Jacob wanted to marry Rachel but he was tricked into marrying her sister Leah. While Jacob’s love for  Rachel was greater, Leah became the most important of his four wives. She bore six of his twelve sons, and while Rachel was buried on the side of the road on the way to Efrat, Leah was laid to rest together with Jacob in the cave of Machpelah. As Jacob commanded his children before his passing:

Bury me with my fathers, in the cave that is in the field of Ephron the Hittite… 

There they buried Abraham and his wife Sarah, there they buried Isaac and his wife Rebecca, and there I buried Leah.

Rachel was beautiful. She was righteous and spirituality wholesome. Jacob, who the Torah describes as “an innocent man, dwelling in tents” was immediately drawn to Rachel’s purity and innocence. Leah, on the other hand, had a complex personality, she experienced inner tension and frustration and had to struggle  to live the life she desired and to achieve her spiritual goals.

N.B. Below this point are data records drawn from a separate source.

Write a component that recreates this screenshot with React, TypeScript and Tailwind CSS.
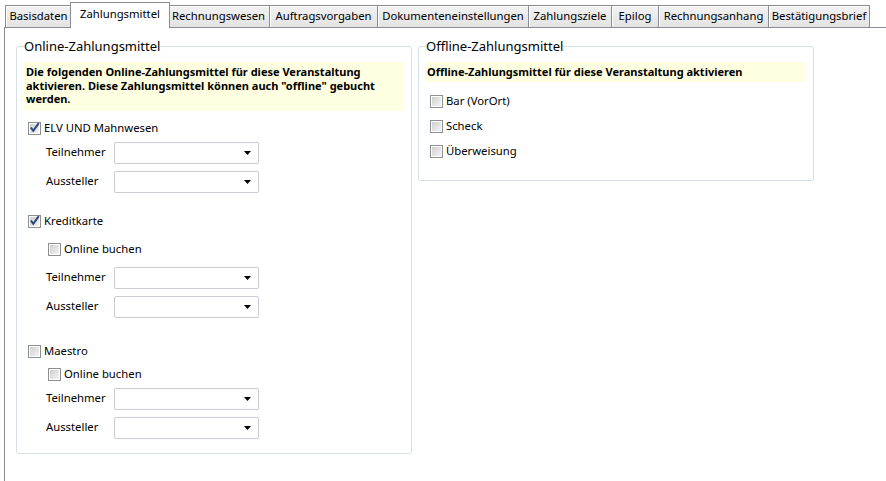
import React from "react";

const tabs = [
  { label: "Basisdaten", w: "w-[67px]" },
  { label: "Zahlungsmittel", w: "w-[100px]", active: true },
  { label: "Rechnungswesen", w: "w-[103px]" },
  { label: "Auftragsvorgaben", w: "w-[109px]" },
  { label: "Dokumenteneinstellungen", w: "w-[152px]" },
  { label: "Zahlungsziele", w: "w-[84px]" },
  { label: "Epilog", w: "w-[48px]" },
  { label: "Rechnungsanhang", w: "w-[111px]" },
  { label: "Bestätigungsbrief", w: "w-[102px]" },
];

function Checkbox({ checked, label }: { checked?: boolean; label: string }) {
  return (
    <div className="flex h-[16px] items-center gap-[3px]">
      <div className="flex h-[13px] w-[13px] items-center justify-center border border-[#8e8f8f] bg-white">
        <div className="relative h-[9px] w-[9px] bg-gradient-to-br from-[#cfcfcf] to-[#f4f4f4]">
          {checked && (
            <svg viewBox="0 0 9 9" className="absolute -left-px -top-[2px] h-[11px] w-[11px]">
              <path d="M1.5 4.5 L3.5 7.2 L8 1" fill="none" stroke="#2c4a7e" strokeWidth="1.7" />
            </svg>
          )}
        </div>
      </div>
      <span className="text-[11.3px] text-black">{label}</span>
    </div>
  );
}

function SelectRow({ label, className = "" }: { label: string; className?: string }) {
  return (
    <div className={`flex h-[22px] items-center ${className}`}>
      <span className="w-[68px] text-[11.3px] text-black">{label}</span>
      <div className="flex h-[22px] w-[145px] items-center justify-end rounded-[2px] border border-[#c9ccd1] bg-white pr-[7px]">
        <svg width="7" height="4" viewBox="0 0 7 4">
          <path d="M0 0 H7 L3.5 4 Z" fill="#000" />
        </svg>
      </div>
    </div>
  );
}

export default function App() {
  return (
    <div
      className="h-[481px] w-[886px] overflow-hidden bg-white text-black"
      style={{ fontFamily: '"Noto Sans", "Open Sans", sans-serif' }}
    >
      <div className="ml-[4px] flex h-full flex-col">
        {/* Tab strip */}
        <div className="flex h-[28px] shrink-0 items-end border-b border-[#898c95] pl-[2px]">
          {tabs.map((t) =>
            t.active ? (
              <div
                key={t.label}
                className={`relative z-10 -mx-[2px] -mb-px flex h-[26px] ${t.w} items-start justify-center border border-b-0 border-[#898c95] bg-white pt-[3px] text-[11.3px]`}
              >
                {t.label}
              </div>
            ) : (
              <div
                key={t.label}
                className={`-ml-px flex h-[22px] ${t.w} items-center justify-center border border-b-0 border-[#898c95] bg-gradient-to-b from-[#f2f2f2] to-[#e3e3e3] text-[11.3px] shadow-[inset_1px_1px_0_#fff]`}
              >
                {t.label}
              </div>
            )
          )}
        </div>

        {/* Panel */}
        <div className="flex flex-1 items-start gap-[6px] border-l border-[#898c95] pl-[11px] pt-[10px]">
          {/* Online group */}
          <fieldset className="w-[396px] rounded-[3px] border border-[#d5dfe5] px-[7px] pb-[14px]">
            <legend className="text-[13px] leading-[17px]">Online-Zahlungsmittel</legend>
            <div className="mt-[7px] bg-[#ffffe1] pb-[5px] pl-[2px] pt-[3px] text-[11px] font-bold leading-[13.5px]">
              Die folgenden Online-Zahlungsmittel für diese Veranstaltung
              <br />
              aktivieren. Diese Zahlungsmittel können auch "offline" gebucht
              <br />
              werden.
            </div>
            <div className="flex flex-col pl-[4px]">
              <div className="mt-[10px]">
                <Checkbox checked label="ELV UND Mahnwesen" />
              </div>
              <div className="pl-[18px]">
                <SelectRow label="Teilnehmer" className="mt-[5px]" />
                <SelectRow label="Aussteller" className="mt-[7px]" />
              </div>
              <div className="mt-[21px]">
                <Checkbox checked label="Kreditkarte" />
              </div>
              <div className="pl-[18px]">
                <div className="mt-[12px] pl-[2px]">
                  <Checkbox label="Online buchen" />
                </div>
                <SelectRow label="Teilnehmer" className="mt-[9px]" />
                <SelectRow label="Aussteller" className="mt-[7px]" />
              </div>
              <div className="mt-[26px]">
                <Checkbox label="Maestro" />
              </div>
              <div className="pl-[18px]">
                <div className="mt-[7px] pl-[2px]">
                  <Checkbox label="Online buchen" />
                </div>
                <SelectRow label="Teilnehmer" className="mt-[5px]" />
                <SelectRow label="Aussteller" className="mt-[7px]" />
              </div>
            </div>
          </fieldset>

          {/* Offline group */}
          <fieldset className="w-[396px] rounded-[3px] border border-[#d5dfe5] px-[7px] pb-[21px]">
            <legend className="text-[13px] leading-[17px]">Offline-Zahlungsmittel</legend>
            <div className="mt-[7px] h-[20px] bg-[#ffffe1] pl-[1px] text-[11px] font-bold leading-[20px]">
              Offline-Zahlungsmittel für diese Veranstaltung aktivieren
            </div>
            <div className="flex flex-col gap-[9px] pl-[4px] pt-[11px]">
              <Checkbox label="Bar (VorOrt)" />
              <Checkbox label="Scheck" />
              <Checkbox label="Überweisung" />
            </div>
          </fieldset>
        </div>
      </div>
    </div>
  );
}
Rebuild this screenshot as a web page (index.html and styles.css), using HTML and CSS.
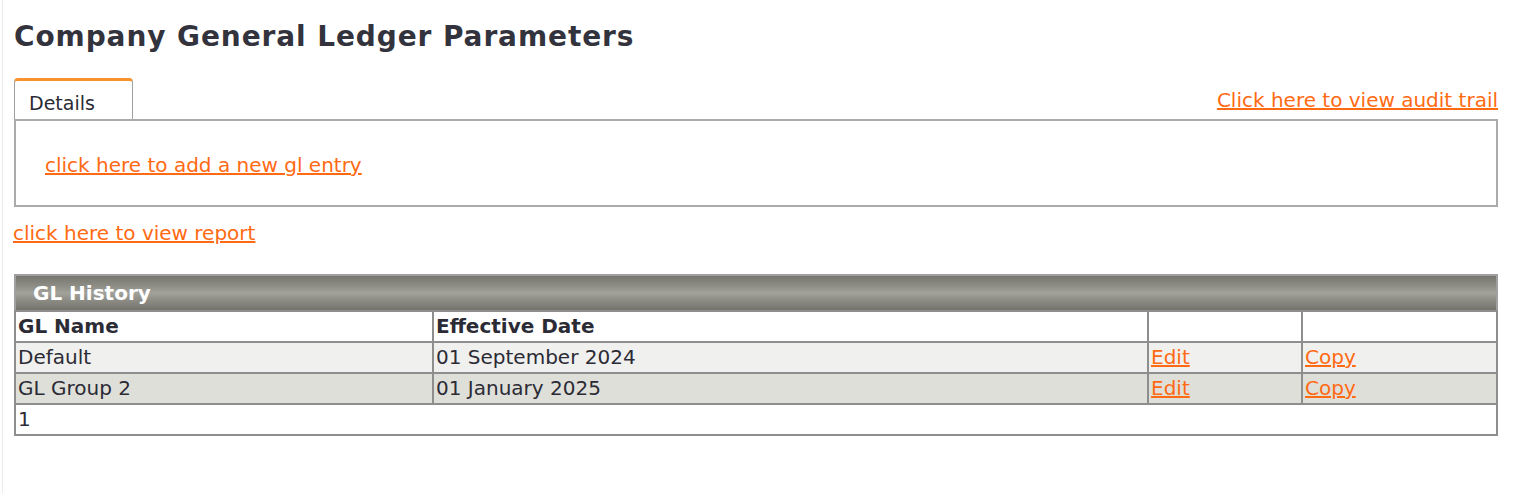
FILE: index.html
```html
<!DOCTYPE html>
<html>
<head>
<meta charset="utf-8">
<title>Company General Ledger Parameters</title>
<link rel="stylesheet" href="styles.css">
</head>
<body>
<div class="page">
  <h1 class="title">Company General Ledger Parameters</h1>
  <div class="tabbar">
    <div class="tab">Details</div>
    <a class="link audit" href="#">Click here to view audit trail</a>
  </div>
  <div class="panel">
    <a class="link" href="#">click here to add a new gl entry</a>
  </div>
  <a class="link report" href="#">click here to view report</a>
  <table class="grid">
    <thead>
      <tr><th class="caption" colspan="4">GL History</th></tr>
      <tr class="head">
        <th class="c1">GL Name</th>
        <th class="c2">Effective Date</th>
        <th class="c3"></th>
        <th class="c4"></th>
      </tr>
    </thead>
    <tbody>
      <tr class="odd">
        <td>Default</td>
        <td>01 September 2024</td>
        <td><a class="link" href="#">Edit</a></td>
        <td><a class="link" href="#">Copy</a></td>
      </tr>
      <tr class="even">
        <td>GL Group 2</td>
        <td>01 January 2025</td>
        <td><a class="link" href="#">Edit</a></td>
        <td><a class="link" href="#">Copy</a></td>
      </tr>
      <tr class="pager">
        <td colspan="4">1</td>
      </tr>
    </tbody>
  </table>
</div>
</body>
</html>
```

FILE: styles.css
```css
html, body {
  margin: 0;
  padding: 0;
  background: #ffffff;
}
body {
  font-family: "DejaVu Sans", "Liberation Sans", sans-serif;
  color: #2b2b35;
}
.page {
  margin-left: 2px;
  border-left: 1px solid #ececec;
  min-height: 493px;
  box-sizing: border-box;
  padding: 1px 22px 0 11px;
}
.title {
  margin: 18px 0 0 0;
  font-size: 28px;
  line-height: 35px;
  font-weight: bold;
  letter-spacing: 0.9px;
  color: #33333d;
}
.tabbar {
  display: flex;
  justify-content: space-between;
  align-items: flex-end;
  margin-top: 24px;
}
.tab {
  width: 119px;
  height: 41px;
  box-sizing: border-box;
  border: 1px solid #a0a0a0;
  border-top: 3px solid #f7922d;
  border-bottom: none;
  border-radius: 4px 4px 0 0;
  padding: 10px 0 0 14px;
  font-size: 19px;
  line-height: 24px;
  color: #2b2b35;
}
.link {
  color: #ff6a13;
  text-decoration: underline;
  font-size: 20px;
}
.audit {
  margin-bottom: 6px;
  line-height: 26px;
}
.panel {
  height: 88px;
  box-sizing: border-box;
  border: 2px solid #ababab;
  padding: 31px 0 0 29px;
  line-height: 26px;
}
.report {
  display: block;
  width: max-content;
  margin: 13px 0 0 -1px;
  line-height: 26px;
}
.grid {
  width: 100%;
  margin-top: 28px;
  border-collapse: collapse;
  font-size: 20px;
  border: 2px solid #a0a0a0;
}
.grid th, .grid td {
  border: 2px solid #8e8e8e;
  padding: 0 0 0 2px;
  text-align: left;
  height: 29px;
  line-height: 29px;
}
.grid .caption {
  height: 34px;
  line-height: 34px;
  padding-left: 17px;
  color: #ffffff;
  font-weight: bold;
  font-size: 20px;
  border: none;
  background: linear-gradient(#77776f 0%, #8e8e87 30%, #a2a29b 50%, #8e8e87 70%, #73736b 100%);
}
.head th {
  background: #ffffff;
  font-weight: bold;
  color: #2b2b35;
}
.c1 { width: 414px; }
.c2 { width: 711px; }
.c3 { width: 150px; }
.odd td { background: #f0f0ee; }
.even td { background: #dfdfda; }
.pager td { background: #ffffff; }
```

The children of Rachel and Leah personified the character traits of their mothers. Rachel’s children, Joseph and Benjamin, were naturally righteous, while Leah’s children had to struggle with their moral integrity. They sold their brother as a slave, Judah went to Tamar, who he thought was a harlot. They were far from perfect. Yet Leah’s children learned to overcome their moral shortcomings, they learned to correct their mistakes and grow from the negative experiences. 

Jacob loved Rachel. Jacob was attracted to a woman who had inner peace and serenity. Yet it turns out that Leah, who triumphed over  hardships and challenges, became the matriarch who bore six of the twelve tribes, and who was buried with Jacob in his eternal resting place. 

We often yearn for “Rachel”, for a life filled with tranquility and inner beauty. The story of Jacob teaches us that we should embrace the “Leah” in our life. The challenges we face in our lives are opportunities for us to discover the deepest and most profound part of ourselves.  The true potential for growth lies in the experience of facing a challenge and persevering. 

Adapted from Lekutei Sichos Vayishlach, vol. 35 Sicha 3.